Меж тем так и есть: роман Жизнь и судьба «пришел к нам все-таки вовремя», даже если иметь в виду не 1989-й, а 1970-й, когда он был напечатан в Германии и лишь отдельные экземпляры проникли на родину автора. Явление столь запоздавшей книги в самом деле характеризует то время, которое дало ей возможность явиться и заодно выдержать — или не выдержать, что случается, — тест на свою долговечность. На способность перерасти стадию злободневности.

Жизнь и судьба была задумана как вторая книга дилогии. История первой части, За правое дело (1952), тоже по-своему драматична, но и по-советски обыкновенна: это судьба многих книг. Роман, посвященный Сталинградской битве, Гроссман пытался втиснуть в подцензурные рамки — и когда писал его, и когда подчинялся требованиям редколлегии Нового мира и главного редактора Твардовского: прежде всего — вписать главу о Сталине и почистить рукопись за счет персонажей-евреев.

Поправки не уберегли роман от травли. В Правде появилась статья профессионального погромщика, прозаика Михаила Семеновича Бубеннова (1909–1983), пребывавшего в положении доверенного сталинского лица. Начались поношения на собраниях: кто не прощал жестокой военной правды, кто — самой по себе талантливости, кто — инородческой фамилии автора. Стал близкой реальностью и арест. Выручила кончина вождя; роман, по инерции продолжавший уничтожаться, сперва даже истерически взвинченно, все же не только пошел в печать отдельным изданием, но и вызвал у наиболее совестливых гонителей, например, у Фадеева, приступы покаяния. Вот тогда Гроссман и принялся за вторую часть (совершив в этом смысле ошибку, ибо, будучи слишком привязан к персонажам и фабульным линиям первой, утяжелил Жизнь и судьбу), которая сама обретет жизнь и судьбу, уже необыкновенные — даже по самым абсурдным советским меркам.

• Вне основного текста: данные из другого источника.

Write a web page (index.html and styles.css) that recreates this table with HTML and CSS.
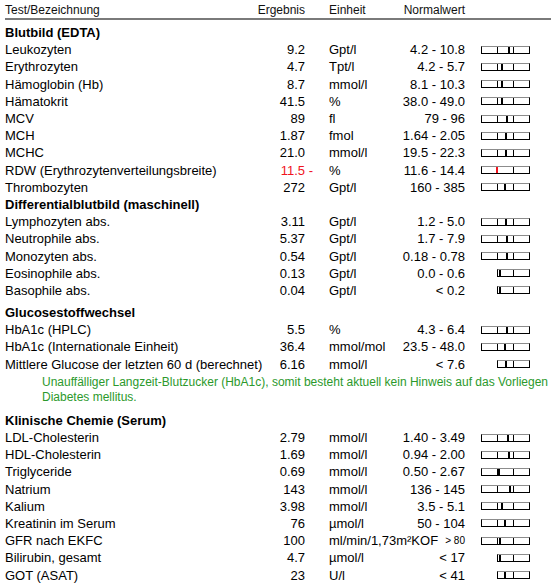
FILE: index.html
```html
<!DOCTYPE html>
<html>
<head>
  <meta charset="utf-8">
  <title>Laborbefund</title>
  <link rel="stylesheet" href="styles.css">
</head>
<body>
<div class="report">
  <div class="row head">
    <span class="name">Test/Bezeichnung</span>
    <span class="res">Ergebnis</span>
    <span class="unit">Einheit</span>
    <span class="range">Normalwert</span>
  </div>

  <section class="group first">
    <h2>Blutbild (EDTA)</h2>
    <div class="row"><span class="name">Leukozyten</span><span class="res">9.2</span><span class="unit">Gpt/l</span><span class="range">4.2 - 10.8</span><span class="scale"><span class="bar"><i></i><i></i><i></i><b style="left:26px"></b></span></span></div>
    <div class="row"><span class="name">Erythrozyten</span><span class="res">4.7</span><span class="unit">Tpt/l</span><span class="range">4.2 - 5.7</span><span class="scale"><span class="bar"><i></i><i></i><i></i><b style="left:19px"></b></span></span></div>
    <div class="row"><span class="name">Hämoglobin (Hb)</span><span class="res">8.7</span><span class="unit">mmol/l</span><span class="range">8.1 - 10.3</span><span class="scale"><span class="bar"><i></i><i></i><i></i><b style="left:19px"></b></span></span></div>
    <div class="row"><span class="name">Hämatokrit</span><span class="res">41.5</span><span class="unit">%</span><span class="range">38.0 - 49.0</span><span class="scale"><span class="bar"><i></i><i></i><i></i><b style="left:19px"></b></span></span></div>
    <div class="row"><span class="name">MCV</span><span class="res">89</span><span class="unit">fl</span><span class="range">79 - 96</span><span class="scale"><span class="bar"><i></i><i></i><i></i><b style="left:24px"></b></span></span></div>
    <div class="row"><span class="name">MCH</span><span class="res">1.87</span><span class="unit">fmol</span><span class="range">1.64 - 2.05</span><span class="scale"><span class="bar"><i></i><i></i><i></i><b style="left:23px"></b></span></span></div>
    <div class="row"><span class="name">MCHC</span><span class="res">21.0</span><span class="unit">mmol/l</span><span class="range">19.5 - 22.3</span><span class="scale"><span class="bar"><i></i><i></i><i></i><b style="left:23px"></b></span></span></div>
    <div class="row"><span class="name">RDW (Erythrozytenverteilungsbreite)</span><span class="res low">11.5<span class="flag"> -</span></span><span class="unit">%</span><span class="range">11.6 - 14.4</span><span class="scale"><span class="bar"><i></i><i></i><i></i><b class="out" style="left:14px"></b></span></span></div>
    <div class="row"><span class="name">Thrombozyten</span><span class="res">272</span><span class="unit">Gpt/l</span><span class="range">160 - 385</span><span class="scale"><span class="bar"><i></i><i></i><i></i><b style="left:22px"></b></span></span></div>

    <h2>Differentialblutbild (maschinell)</h2>
    <div class="row"><span class="name">Lymphozyten abs.</span><span class="res">3.11</span><span class="unit">Gpt/l</span><span class="range">1.2 - 5.0</span><span class="scale"><span class="bar"><i></i><i></i><i></i><b style="left:23px"></b></span></span></div>
    <div class="row"><span class="name">Neutrophile abs.</span><span class="res">5.37</span><span class="unit">Gpt/l</span><span class="range">1.7 - 7.9</span><span class="scale"><span class="bar"><i></i><i></i><i></i><b style="left:24px"></b></span></span></div>
    <div class="row"><span class="name">Monozyten abs.</span><span class="res">0.54</span><span class="unit">Gpt/l</span><span class="range">0.18 - 0.78</span><span class="scale"><span class="bar"><i></i><i></i><i></i><b style="left:24px"></b></span></span></div>
    <div class="row"><span class="name">Eosinophile abs.</span><span class="res">0.13</span><span class="unit">Gpt/l</span><span class="range">0.0 - 0.6</span><span class="scale"><span class="bar short"><i></i><i></i><b style="left:1px"></b></span></span></div>
    <div class="row"><span class="name">Basophile abs.</span><span class="res">0.04</span><span class="unit">Gpt/l</span><span class="range">&lt; 0.2</span><span class="scale"><span class="bar short"><i></i><i></i><b style="left:1px"></b></span></span></div>
  </section>

  <section class="group">
    <h2>Glucosestoffwechsel</h2>
    <div class="row"><span class="name">HbA1c (HPLC)</span><span class="res">5.5</span><span class="unit">%</span><span class="range">4.3 - 6.4</span><span class="scale"><span class="bar"><i></i><i></i><i></i><b style="left:24px"></b></span></span></div>
    <div class="row"><span class="name">HbA1c (Internationale Einheit)</span><span class="res">36.4</span><span class="unit">mmol/mol</span><span class="range">23.5 - 48.0</span><span class="scale"><span class="bar"><i></i><i></i><i></i><b style="left:22px"></b></span></span></div>
    <div class="row"><span class="name">Mittlere Glucose der letzten 60 d (berechnet)</span><span class="res">6.16</span><span class="unit">mmol/l</span><span class="range">&lt; 7.6</span><span class="scale"><span class="bar short"><i></i><i></i><b style="left:7px"></b></span></span></div>
    <p class="note">Unauffälliger Langzeit-Blutzucker (HbA1c), somit besteht aktuell kein Hinweis auf das Vorliegen<br>Diabetes mellitus.</p>
  </section>

  <section class="group chem">
    <h2>Klinische Chemie (Serum)</h2>
    <div class="row"><span class="name">LDL-Cholesterin</span><span class="res">2.79</span><span class="unit">mmol/l</span><span class="range">1.40 - 3.49</span><span class="scale"><span class="bar"><i></i><i></i><i></i><b style="left:25px"></b></span></span></div>
    <div class="row"><span class="name">HDL-Cholesterin</span><span class="res">1.69</span><span class="unit">mmol/l</span><span class="range">0.94 - 2.00</span><span class="scale"><span class="bar"><i></i><i></i><i></i><b style="left:26px"></b></span></span></div>
    <div class="row"><span class="name">Triglyceride</span><span class="res">0.69</span><span class="unit">mmol/l</span><span class="range">0.50 - 2.67</span><span class="scale"><span class="bar"><i></i><i></i><i></i><b class="wide" style="left:15px"></b></span></span></div>
    <div class="row"><span class="name">Natrium</span><span class="res">143</span><span class="unit">mmol/l</span><span class="range">136 - 145</span><span class="scale"><span class="bar"><i></i><i></i><i></i><b style="left:27px"></b></span></span></div>
    <div class="row"><span class="name">Kalium</span><span class="res">3.98</span><span class="unit">mmol/l</span><span class="range">3.5 - 5.1</span><span class="scale"><span class="bar"><i></i><i></i><i></i><b style="left:19px"></b></span></span></div>
    <div class="row"><span class="name">Kreatinin im Serum</span><span class="res">76</span><span class="unit">µmol/l</span><span class="range">50 - 104</span><span class="scale"><span class="bar"><i></i><i></i><i></i><b style="left:22px"></b></span></span></div>
    <div class="row"><span class="name">GFR nach EKFC</span><span class="res">100</span><span class="unit">ml/min/1,73m²KOF</span><span class="range small">&gt; 80</span><span class="scale"><span class="bar"><i></i><i></i><i></i><b style="left:17px"></b></span></span></div>
    <div class="row"><span class="name">Bilirubin, gesamt</span><span class="res">4.7</span><span class="unit">µmol/l</span><span class="range">&lt; 17</span><span class="scale"><span class="bar short"><i></i><i></i><b style="left:1px"></b></span></span></div>
    <div class="row"><span class="name">GOT (ASAT)</span><span class="res">23</span><span class="unit">U/l</span><span class="range">&lt; 41</span><span class="scale"><span class="bar short"><i></i><i></i><b style="left:6px"></b></span></span></div>
  </section>
</div>
</body>
</html>
```

FILE: styles.css
```css
body {
  margin: 0;
  background: #fff;
  color: #000;
  font-family: "Liberation Sans", Arial, sans-serif;
}

.report {
  padding-left: 5px;
}

.row {
  display: grid;
  grid-template-columns: 250px 50px 95px 65px 65px;
  align-items: center;
  height: 17.2px;
  font-size: 13px;
  line-height: 15px;
  white-space: nowrap;
}

.head {
  height: auto;
  font-size: 12px;
  line-height: 14px;
  padding: 3px 0 1px;
  border-bottom: 2px solid #7a7a7a;
  color: #111;
}

.res {
  text-align: right;
}

.res.low {
  color: #f0141e;
}

.res .flag {
  margin-right: -8px;
}

.unit {
  padding-left: 24px;
}

.range {
  text-align: right;
}

.range.small {
  font-size: 10px;
}

.scale {
  display: flex;
  justify-content: flex-end;
}

/* three boxes: below / normal / above */
.bar {
  position: relative;
  display: grid;
  grid-template-columns: 15px 16px 16px;
  height: 6px;
  border: 1px solid #000;
  border-top-color: #8c8c8c;
}

.bar.short {
  grid-template-columns: 15px 16px;
}

.bar i {
  border-left: 1px solid #000;
}

.bar i:first-child {
  border-left: 0;
}

.bar b {
  position: absolute;
  top: 0;
  bottom: 0;
  width: 2px;
  background: #000;
}

.bar b.wide {
  width: 3px;
}

.bar b.out {
  background: #f0141e;
}

h2 {
  margin: 0;
  font-size: 13px;
  font-weight: bold;
  line-height: 17.2px;
  height: 17.2px;
}

.group.first {
  margin-top: 4px;
}

.group {
  margin-top: 5px;
}

.group.chem {
  margin-top: 7px;
}

.note {
  margin: 2px 0 0;
  padding-left: 37px;
  font-size: 12px;
  line-height: 15px;
  color: #2b992b;
  white-space: nowrap;
}
```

Ценя За правое дело, по крайней мере лучшие главы о народной, солдатской войне, все же трудно представить, каким чудом на протяжении совсем немногих лет произошло такое превращение Гроссмана.

Ныне — только лишь ныне — уже почти забавно, что расстояние, которое книга вторая проделала по отношению к первой (да, замученной, оклеветанной, но все-таки изданной при советской власти и уместившейся в пределах советской литературы), когда-то мерили мерой хронологической. Сперва секретари Союза писателей во главе с дважды Героем Социалистического Труда Георгием Мокеевичем Марковым (1911–1991) заявили Гроссману, что вредоносный роман, если и будет когда-нибудь издан, то не раньше, чем лет через двести-триста. И тот же срок был отведен для гипотетической публикации партийным идеологом номер один Михаилом Андреевичем Сусловым. Что ж, хвала их чуткости к несовместимости Жизни и судьбы с олицетворяемой ими советской реальностью.

(Двести, триста… Любопытно, что уже не Марков и Суслов, а Эренбург, как вспоминает Борис Абрамович Слуцкий (1919–1986), сказал ему о его стихах, которые чтил: «— Ну, это будет напечатано через двести лет. — Именно так и сказал: через двести лет, а не лет через двести. А ведь был он человек точного ума, в политике разбирался…»)

Такова была вера в крепость советской власти и в неисправимость ее литературного вкуса.

Главный гроссмановский роман — книга совершенно свободная (оговоримся: не совсем в смысле стиля, зависимого от эпической манеры Толстого). Дело даже не в сценах, подобных той, которую Липкин уговорил друга снять перед показом рукописи Кожевникову: «Наша победа — это ваша победа». Не в зеркальном сходстве фашизма и коммунизма и подобных прозрениях-формулировках: они, сперва являясь как ошеломляющие открытия, обычно становятся — должны становиться — банальными истинами. К счастью для людей и для человечества, даже если первооткрывателям такое бывает обидно.